Finalmente Maloof localizó a dos hermanos a quien Maier cuidó y que le compraron un apartamento cuando se jubiló y a la que asistieron hasta sus últimos días. Pero no hicieron más que aumentar los misterios que envolvieron a la niñera durante toda su vida.
Pero hoy tenemos su trabajo que poco a poco empieza a ser revelado. Maier retrató calles, indigentes, heridos de guerra, desamparados, opulentos, solitarios, transeúntes y, sobre todo, los niños bajo su tutela.
Su mirada resulta excepcional, directa, desgarradora. Y se retrató a si misma (acaso la primera selfie?) con la misma integridad con la que vivió. La encontramos erguida, con la mirada inteligente, solitaria y casi transparente delante de un escaparate.
Aún queda un largo camino para acabar de delinear la obra de esta mujer; hay películas, textos y miles de fotografías por clasificar. Recortes de periódicos con extraños collages que ideó, algunos cortometrajes que restaurar. Lo cierto es que Maier ya está en las galerías y el circuito artístico de occidente. Y que las exposiciones que se preparan son numerosas, tanto como sus fotografías.

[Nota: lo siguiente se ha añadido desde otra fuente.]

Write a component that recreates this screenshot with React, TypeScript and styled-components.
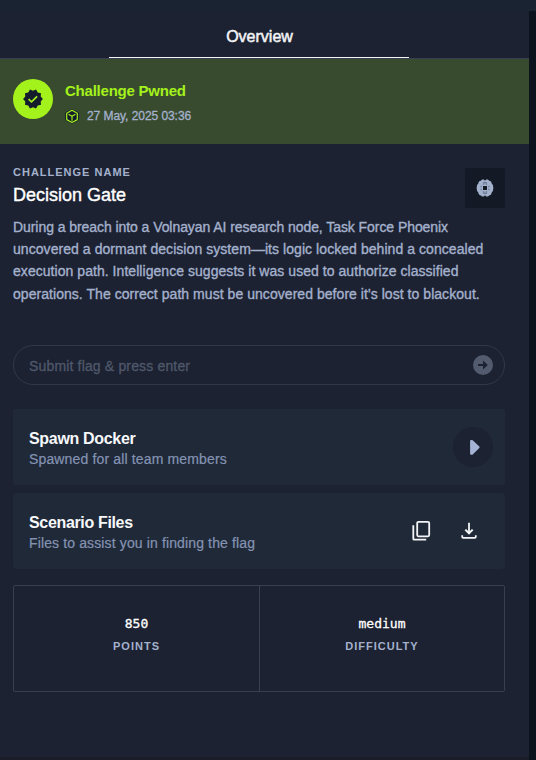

Para terminar quiero volver al temeroso principio de este artículo y recordar una anécdota. La primera vez que mi madre me visitó en Barcelona me dijo que su mayor deseo era probar una paella. Fuimos a la montaña y después de comer, mientras bebíamos un digestivo frente a una chimenea y la nieve caía en una ventana, me dijo que la paella le había resultado misteriosa porque cada grano de arroz conservaba su individualidad dentro del numeroso grupo, cada grano de arroz era casi imperceptible pero allí estaba. Quizá esta anécdota sea una síntesis de este artículo, quizá cada grano de arroz haya sido Vivian Maier. A veces una tarde de libertad con una cámara puede ser mucho tiempo.